After almost a year of planning, Guild Hall has selected the first participants in its Artist in Residence program, who will be ensconced in Guild House, around the corner from the cultural center on Dunemere Lane, through April 30. At a reception on Saturday, Ruth Appelhof, executive director of Guild Hall, together with the organization’s staff and members of the local arts community, will welcome Jennifer Hsu and James Wang, a multidisciplinary collaborative duo; Arcmanoro Niles, a painter, Iris Smyles, a writer, and Tom Yuill, a poet. 

For the program’s first iteration, artists were nominated and selected by members of Guild Hall’s Academy of the Arts. Marianna Levine, who is the program’s administrator, said academy members would assume the nominating role for two years, after which a decision will be made on whether to switch to an application process.

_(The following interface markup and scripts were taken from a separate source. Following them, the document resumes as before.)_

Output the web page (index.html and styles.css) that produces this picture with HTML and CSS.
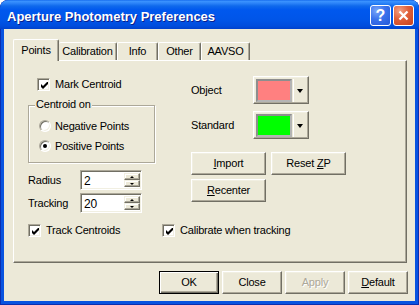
FILE: index.html
```html
<!DOCTYPE html>
<html>
<head>
<meta charset="utf-8">
<link rel="stylesheet" href="styles.css">
</head>
<body>
<div class="window">
  <div class="titlebar">
    <span class="title">Aperture Photometry Preferences</span>
    <div class="caption">
      <div class="cbtn help">?</div>
      <div class="cbtn close"><svg width="13" height="13" viewBox="0 0 13 13"><path d="M2.5 2.5 L10.5 10.5 M10.5 2.5 L2.5 10.5" stroke="#fff" stroke-width="2.3" fill="none"/></svg></div>
    </div>
  </div>
  <div class="client">
    <div class="tabs">
      <div class="tab active t-points">Points</div>
      <div class="tab t-cal after-active">Calibration</div>
      <div class="tab t-info">Info</div>
      <div class="tab t-other">Other</div>
      <div class="tab t-aavso">AAVSO</div>
    </div>
    <div class="panel">
      <div class="cols">
        <div class="left">
          <div class="check-row mark"><span class="cb"><svg width="7" height="7" viewBox="0 0 7 7"><polygon points="0,2 2,4 6,0 7,0 7,2 2,7 0,5" fill="#000"/></svg></span>Mark Centroid</div>
          <div class="group">
            <span class="group-label">Centroid on</span>
            <div class="radio-row"><span class="rb"></span>Negative Points</div>
            <div class="radio-row"><span class="rb on"></span>Positive Points</div>
          </div>
          <div class="spin-row">
            <span class="spin-label">Radius</span>
            <div class="edit"><span class="edit-text">2</span><div class="spinner"><span class="sp up"></span><span class="sp down"></span></div></div>
          </div>
          <div class="spin-row">
            <span class="spin-label">Tracking</span>
            <div class="edit"><span class="edit-text">20</span><div class="spinner"><span class="sp up"></span><span class="sp down"></span></div></div>
          </div>
        </div>
        <div class="right">
          <div class="color-row">
            <span class="color-label">Object</span>
            <div class="colorbtn"><span class="swatch pink"></span><span class="sep"></span><span class="arrow"></span></div>
          </div>
          <div class="color-row">
            <span class="color-label">Standard</span>
            <div class="colorbtn"><span class="swatch green"></span><span class="sep"></span><span class="arrow"></span></div>
          </div>
          <div class="btn-row">
            <button class="btn"><u>I</u>mport</button>
            <button class="btn">Reset <u>Z</u>P</button>
          </div>
          <div class="btn-row">
            <button class="btn"><u>R</u>ecenter</button>
          </div>
        </div>
      </div>
      <div class="bottom-row">
        <div class="check-row first"><span class="cb"><svg width="7" height="7" viewBox="0 0 7 7"><polygon points="0,2 2,4 6,0 7,0 7,2 2,7 0,5" fill="#000"/></svg></span>Track Centroids</div>
        <div class="check-row"><span class="cb"><svg width="7" height="7" viewBox="0 0 7 7"><polygon points="0,2 2,4 6,0 7,0 7,2 2,7 0,5" fill="#000"/></svg></span>Calibrate when tracking</div>
      </div>
    </div>
    <div class="footer">
      <button class="fbtn default-btn">OK</button>
      <button class="fbtn">Close</button>
      <button class="fbtn disabled">Apply</button>
      <button class="fbtn"><u>D</u>efault</button>
    </div>
  </div>
</div>
</body>
</html>
```
FILE: styles.css
```css
* { box-sizing: border-box; }
body {
  margin: 0;
  background: #fff;
  font-family: "Liberation Sans", Arial, sans-serif;
  font-size: 11px;
  line-height: 13px;
  letter-spacing: -0.2px;
  color: #000;
}
.window {
  width: 419px;
  height: 305px;
  display: flex;
  flex-direction: column;
  background: #0853E0;
  border-radius: 8px 8px 0 0;
  box-shadow: inset 1px 0 #0A2EB0, inset -1px 0 #0A2EB0, inset 0 -1px #0A2EB0;
  overflow: hidden;
}
.titlebar {
  height: 29px;
  flex: none;
  display: flex;
  align-items: flex-start;
  padding-left: 7px;
  border-radius: 8px 8px 0 0;
  background: linear-gradient(to bottom, #0A5FE8 0px, #3D95FF 1px, #2E86F9 3px, #0F69EC 6px, #0058EE 10px, #0055E8 20px, #004DDD 26px, #0041CC 29px);
}
.title {
  color: #fff;
  font-weight: bold;
  font-size: 13px;
  line-height: 16px;
  padding-top: 9px;
  letter-spacing: 0;
  text-shadow: 1px 1px #0A1E8C;
  white-space: nowrap;
}
.caption {
  margin-left: auto;
  display: flex;
  gap: 2px;
  padding: 5px 5px 0 0;
}
.cbtn {
  width: 21px;
  height: 21px;
  border: 1px solid #fff;
  border-radius: 3px;
  display: flex;
  align-items: center;
  justify-content: center;
}
.help {
  background: radial-gradient(circle at 30% 25%, #7AA6F8 0%, #3A72EC 45%, #2458D8 100%);
  color: #fff;
  font-weight: bold;
  font-size: 16px;
  letter-spacing: 0;
}
.close {
  background: radial-gradient(circle at 30% 25%, #F2A083 0%, #E0603A 45%, #C8421C 100%);
}
.client {
  flex: 1;
  margin: 0 4px 4px;
  background: #ECE9D8;
  padding: 10px 8px 0 9px;
  display: flex;
  flex-direction: column;
}
.tabs {
  display: flex;
  align-items: flex-end;
  height: 21px;
}
.tab {
  height: 18px;
  display: flex;
  align-items: center;
  justify-content: center;
  background: #ECE9D8;
  border-top: 1px solid #fff;
  border-left: 1px solid #fff;
  border-right: 1px solid #716F64;
  box-shadow: inset -1px 0 #ACA899;
  border-radius: 2px 2px 0 0;
  white-space: nowrap;
}
.tab.active {
  height: 22px;
  margin-bottom: -1px;
  position: relative;
  z-index: 1;
  padding-bottom: 1px;
}
.tab.after-active { border-left: none; }
.t-points { width: 46px; }
.t-cal { width: 58px; }
.t-info { width: 41px; }
.t-other { width: 43px; }
.t-aavso { width: 49px; }
.panel {
  height: 203px;
  flex: none;
  border: 1px solid;
  border-color: #fff #716F64 #716F64 #fff;
  box-shadow: inset -1px -1px #ACA899;
  padding: 15px 0 0 14px;
}
.cols {
  display: flex;
  align-items: flex-start;
}
.left {
  width: 163px;
  flex: none;
}
.check-row {
  display: flex;
  align-items: center;
  height: 13px;
  white-space: nowrap;
}
.cb {
  width: 13px;
  height: 13px;
  flex: none;
  margin-right: 5px;
  background: #fff;
  border: 1px solid;
  border-color: #ACA899 #fff #fff #ACA899;
  box-shadow: inset 1px 1px #716F64, inset -1px -1px #F1EFE2;
  display: flex;
  align-items: center;
  justify-content: center;
}
.cb svg { display: block; margin: 1px 0 0 1px; }
.mark { margin: 2px 0 0 9px; }
.group {
  position: relative;
  width: 127px;
  height: 58px;
  margin-top: 14px;
  border: 1px solid #ACA899;
  box-shadow: inset 1px 1px #fff, 1px 1px #fff;
  padding: 14px 0 0 10px;
  display: flex;
  flex-direction: column;
  gap: 8px;
}
.group-label {
  position: absolute;
  top: -8px;
  left: 6px;
  padding: 0 1px;
  background: #ECE9D8;
  line-height: 13px;
  white-space: nowrap;
}
.radio-row {
  display: flex;
  align-items: center;
  height: 12px;
  white-space: nowrap;
}
.rb {
  width: 12px;
  height: 12px;
  flex: none;
  margin-right: 4px;
  border-radius: 50%;
  background: #fff;
  border: 1px solid;
  border-color: #ACA899 #fff #fff #ACA899;
  box-shadow: inset 1px 1px #716F64, inset -1px -1px #F1EFE2;
  display: flex;
  align-items: center;
  justify-content: center;
}
.rb.on::after {
  content: "";
  width: 4px;
  height: 4px;
  border-radius: 50%;
  background: #000;
}
.spin-row {
  display: flex;
  align-items: center;
  height: 20px;
  margin-top: 7px;
}
.spin-row + .spin-row { margin-top: 3px; }
.spin-label { width: 52px; flex: none; }
.edit {
  width: 62px;
  height: 20px;
  display: flex;
  align-items: stretch;
  padding: 2px 1px 2px 2px;
  background: #fff;
  border: 1px solid;
  border-color: #ACA899 #fff #fff #ACA899;
  box-shadow: inset 1px 1px #716F64, inset -1px -1px #F1EFE2;
}
.edit-text {
  padding-left: 1px;
  line-height: 16px;
  font-size: 12px;
}
.spinner {
  margin-left: auto;
  width: 16px;
  display: flex;
  flex-direction: column;
}
.sp {
  flex: 1;
  background: #ECE9D8;
  border: 1px solid;
  border-color: #F1EFE2 #716F64 #716F64 #F1EFE2;
  box-shadow: inset -1px -1px #ACA899, inset 1px 1px #fff;
  display: flex;
  align-items: center;
  justify-content: center;
}
.sp.up::after {
  content: "";
  border-left: 2px solid transparent;
  border-right: 2px solid transparent;
  border-bottom: 2px solid #000;
}
.sp.down::after {
  content: "";
  border-left: 2px solid transparent;
  border-right: 2px solid transparent;
  border-top: 2px solid #000;
}
.right { flex: 1; }
.color-row {
  display: flex;
  align-items: center;
  height: 28px;
}
.color-row + .color-row { margin-top: 7px; }
.color-label { width: 62px; flex: none; }
.colorbtn {
  width: 56px;
  height: 28px;
  display: flex;
  align-items: flex-start;
  padding: 2px 2px 1px 2px;
  background: #ECE9D8;
  border: 1px solid;
  border-color: #fff #716F64 #716F64 #fff;
  box-shadow: inset -1px -1px #ACA899, inset 1px 1px #F1EFE2;
}
.swatch {
  width: 36px;
  height: 23px;
  flex: none;
  border: 2px solid;
  border-color: #8E8E8E #B4B4B4 #B4B4B4 #8E8E8E;
}
.pink { background: #FF8080; }
.green { background: #00FF00; }
.sep {
  width: 1px;
  align-self: stretch;
  background: #fff;
  margin-left: 1px;
}
.arrow {
  align-self: center;
  margin-left: 3px;
  border-left: 3px solid transparent;
  border-right: 3px solid transparent;
  border-top: 4px solid #000;
}
.btn-row {
  display: flex;
  gap: 5px;
  margin-top: 13px;
}
.btn-row + .btn-row { margin-top: 4px; }
.btn, .fbtn {
  height: 23px;
  padding: 0;
  font: inherit;
  letter-spacing: inherit;
  color: #000;
  background: #ECE9D8;
  border: 1px solid;
  border-color: #fff #716F64 #716F64 #fff;
  box-shadow: inset -1px -1px #ACA899, inset 1px 1px #F1EFE2;
}
.btn { width: 75px; }
.bottom-row {
  display: flex;
  margin-top: 11px;
}
.bottom-row .first { width: 134px; }
.footer {
  display: flex;
  justify-content: flex-end;
  gap: 3px;
  margin-top: 8px;
  margin-right: -1px;
}
.fbtn { width: 60px; }
.fbtn.default-btn {
  border: 1px solid #000;
  box-shadow: inset 1px 1px #fff, inset -1px -1px #716F64, inset -2px -2px #ACA899;
}
.fbtn.disabled {
  color: #ACA899;
  text-shadow: 1px 1px #fff;
}
```
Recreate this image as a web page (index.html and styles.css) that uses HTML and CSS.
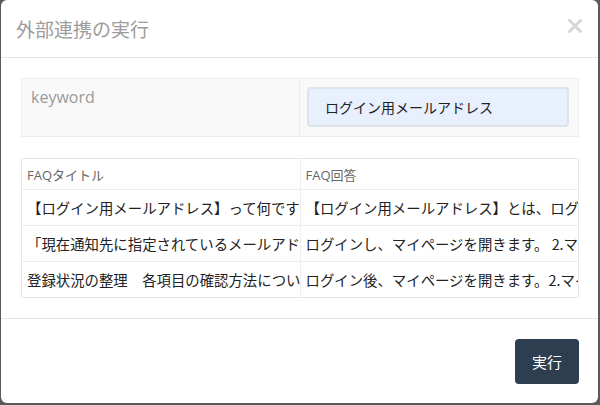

Artist residents are required to spend four days a week in East Hampton. Most will stay longer, but some have day jobs that might necessitate brief absences. Each artist has his or her own room; Ms. Hsu and Mr. Wang, a couple in life and art, will share a bedroom. Two outside studios will accommodate the visual artists, while the writers will work in the house or, if they prefer, at the East Hampton Library.

“Ruth Appelhof and Eric Fischl have really been the champions of this program,” said Ms. Levine. “It hasn’t been the easiest project to push through because of financial considerations and staff limitations, but Ruth and Eric put a lot of thought into this.” One concern was that rising property values have made it difficult for young artists to live and work here.

“Eric has been very concerned that we keep the artistic community vibrant by bringing in younger artists,” said Ms. Levine. While Guild House has a full kitchen where residents can prepare their own meals, 1770 House has donated one dinner a week in its main dining room for all the artists for the duration of their residence, and breakfast every Saturday. Rowdy Hall will also provide a dinner and drinks one night each week. 

Ms. Hsu and Mr. Wang work in video, photography, film, digital and analog painting, text, and installation. The artists, who live in Brooklyn, “believe in increasing empathy and subsequent social change . . . between artists and viewers, between writers and readers, between teachers and students, between resistance and social groups, between rich and poor, and between humans and non-humans, including flora,” according to their website.

Born in Washington, D.C., Mr. Niles, a figurative painter, has expressed his interest in being representational but inviting deeper analysis. “I see figurative painting as complex narratives embedded with many different meanings,” he has said. “I’m interested in contradictions and opposites.” In a recent series titled “Life Was A Party To Be Thrown,” he explores what it means to control and maintain power over the body.

Iris Smyles’s stories and essays have appeared in The Atlantic, The New York Times, The New York Observer, BOMB, and other publications. She has written two books of fiction: “Iris Has Free Time,” and “Dating Tips for the Unemployed.” She lives in New York and Greece. “Iris Has Free Time,” Kurt Andersen wrote, is “the perfect frenzied bildungsroman for an era when coming-of-age can be postponed practically to middle age, as funny and sharp as can be but unafraid of seriousness and consequence.”

Tom Yuill, who teaches literature at Old Dominion University in Virginia, is the author of “Medicine Show,” a book of poetry published by the University of Chicago Press. The book mixes plain, down-home speech with free translations of Catullus, Villon, Orpheus, and other figures of high culture who are, according to the publisher, “placed alongside Jagger and Richards, skinheads, and psalms . . . high culture meets pop, city meets small town, and provincialism confronts urbanity.”

A free public program will take place on April 17, during which the artists will present their work and participate in a question-and-answer session with the audience.